Winnie Herbstein: Being an artist for me is about the ability to communicate ideas. Whether collaborating with a friend, hiring a musician to write a soundtrack or interviewing a town planner about a housing development, working with people is all about communication. I hope that as I learn to be open and responsive to those that I am working with, the process of communication is present at the very core of the work.
Stephen Sutcliffe: Collaborating has let me see how other people work close up. It can be an incredibly steep learning curve, especially when they come from another discipline. It can help you achieve things that would have been daunting on your own. When you move on to your next project you take a bit of them with you and it can give you confidence. I used to do everything myself on my works (and sometimes still do) just because I hated asking or telling people to do something. But when you see that collaborators want that from you when you work with them, it makes you less shy to express yourself. Remember that they are probably going through the same thing too.

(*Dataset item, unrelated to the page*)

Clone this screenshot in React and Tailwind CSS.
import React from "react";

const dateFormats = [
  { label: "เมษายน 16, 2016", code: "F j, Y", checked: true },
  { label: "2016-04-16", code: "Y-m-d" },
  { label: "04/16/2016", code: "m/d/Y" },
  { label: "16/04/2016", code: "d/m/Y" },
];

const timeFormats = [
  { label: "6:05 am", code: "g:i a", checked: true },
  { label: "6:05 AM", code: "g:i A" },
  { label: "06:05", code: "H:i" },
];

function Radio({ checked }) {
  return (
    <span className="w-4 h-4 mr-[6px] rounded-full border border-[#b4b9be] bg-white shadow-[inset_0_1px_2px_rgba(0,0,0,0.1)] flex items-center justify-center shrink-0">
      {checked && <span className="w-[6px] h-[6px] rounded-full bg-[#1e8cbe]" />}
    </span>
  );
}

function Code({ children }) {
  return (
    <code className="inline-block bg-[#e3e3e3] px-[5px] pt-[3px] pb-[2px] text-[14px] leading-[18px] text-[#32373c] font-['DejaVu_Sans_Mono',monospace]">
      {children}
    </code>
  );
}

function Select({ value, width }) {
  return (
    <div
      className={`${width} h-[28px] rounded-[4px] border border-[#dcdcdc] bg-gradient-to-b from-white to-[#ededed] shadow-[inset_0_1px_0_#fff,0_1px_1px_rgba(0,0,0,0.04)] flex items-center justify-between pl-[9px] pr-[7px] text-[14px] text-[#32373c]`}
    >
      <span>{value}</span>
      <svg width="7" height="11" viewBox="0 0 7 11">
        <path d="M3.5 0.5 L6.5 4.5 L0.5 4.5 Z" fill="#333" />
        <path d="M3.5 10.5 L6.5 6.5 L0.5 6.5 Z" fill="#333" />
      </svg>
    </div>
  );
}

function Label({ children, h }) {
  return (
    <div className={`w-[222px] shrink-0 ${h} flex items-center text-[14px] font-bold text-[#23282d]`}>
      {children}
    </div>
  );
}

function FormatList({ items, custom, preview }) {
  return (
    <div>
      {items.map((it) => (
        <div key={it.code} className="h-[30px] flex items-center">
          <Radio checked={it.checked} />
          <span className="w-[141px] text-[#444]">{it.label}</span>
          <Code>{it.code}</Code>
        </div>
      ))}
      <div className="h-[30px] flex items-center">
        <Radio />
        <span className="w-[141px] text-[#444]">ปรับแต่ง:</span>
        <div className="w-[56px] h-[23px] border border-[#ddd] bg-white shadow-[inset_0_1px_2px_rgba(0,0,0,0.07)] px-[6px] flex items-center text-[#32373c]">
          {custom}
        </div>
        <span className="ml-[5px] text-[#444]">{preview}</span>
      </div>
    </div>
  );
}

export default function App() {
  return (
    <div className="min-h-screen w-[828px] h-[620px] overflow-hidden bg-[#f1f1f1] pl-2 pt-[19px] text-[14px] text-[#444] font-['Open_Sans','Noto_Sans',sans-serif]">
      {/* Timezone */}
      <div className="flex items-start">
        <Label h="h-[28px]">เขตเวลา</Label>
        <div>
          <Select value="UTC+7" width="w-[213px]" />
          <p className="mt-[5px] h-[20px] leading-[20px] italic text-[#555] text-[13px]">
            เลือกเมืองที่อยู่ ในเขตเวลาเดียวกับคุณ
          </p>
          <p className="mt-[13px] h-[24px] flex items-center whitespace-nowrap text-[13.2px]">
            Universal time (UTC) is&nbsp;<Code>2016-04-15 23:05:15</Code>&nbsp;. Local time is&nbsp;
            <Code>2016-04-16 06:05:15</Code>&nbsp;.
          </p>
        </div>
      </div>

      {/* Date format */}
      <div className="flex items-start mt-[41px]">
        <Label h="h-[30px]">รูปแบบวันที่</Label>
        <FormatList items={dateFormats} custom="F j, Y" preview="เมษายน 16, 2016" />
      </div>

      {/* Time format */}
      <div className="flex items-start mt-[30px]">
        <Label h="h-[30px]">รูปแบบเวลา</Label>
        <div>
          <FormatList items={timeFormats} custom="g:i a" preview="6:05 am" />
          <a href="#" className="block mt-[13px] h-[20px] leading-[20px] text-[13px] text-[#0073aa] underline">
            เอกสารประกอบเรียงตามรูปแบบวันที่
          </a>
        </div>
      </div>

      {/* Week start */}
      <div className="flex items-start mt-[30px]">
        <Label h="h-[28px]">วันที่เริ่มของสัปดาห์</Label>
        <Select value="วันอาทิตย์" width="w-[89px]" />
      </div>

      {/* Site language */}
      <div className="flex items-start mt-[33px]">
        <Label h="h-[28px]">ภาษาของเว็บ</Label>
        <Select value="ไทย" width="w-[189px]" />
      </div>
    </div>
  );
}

Rehana Zaman: Working with collaborators has enriched my understanding of what collaboration is, that it’s a live thing constantly shaped by those who are taking part and being a collaborator in no way guarantees a fair, easy, comfortable or ethical relationship. My takeaway is to hold, at the forefront of my mind, how working with others, being attuned to the dynamics that shape those relationships, and how working in mutually supportive ways – is embedded within a project, can extend beyond an artwork into all the relationships and support structures that scaffold art making, as well as the areas that might be considered my wider practice – such as teaching or work with organisations and groups.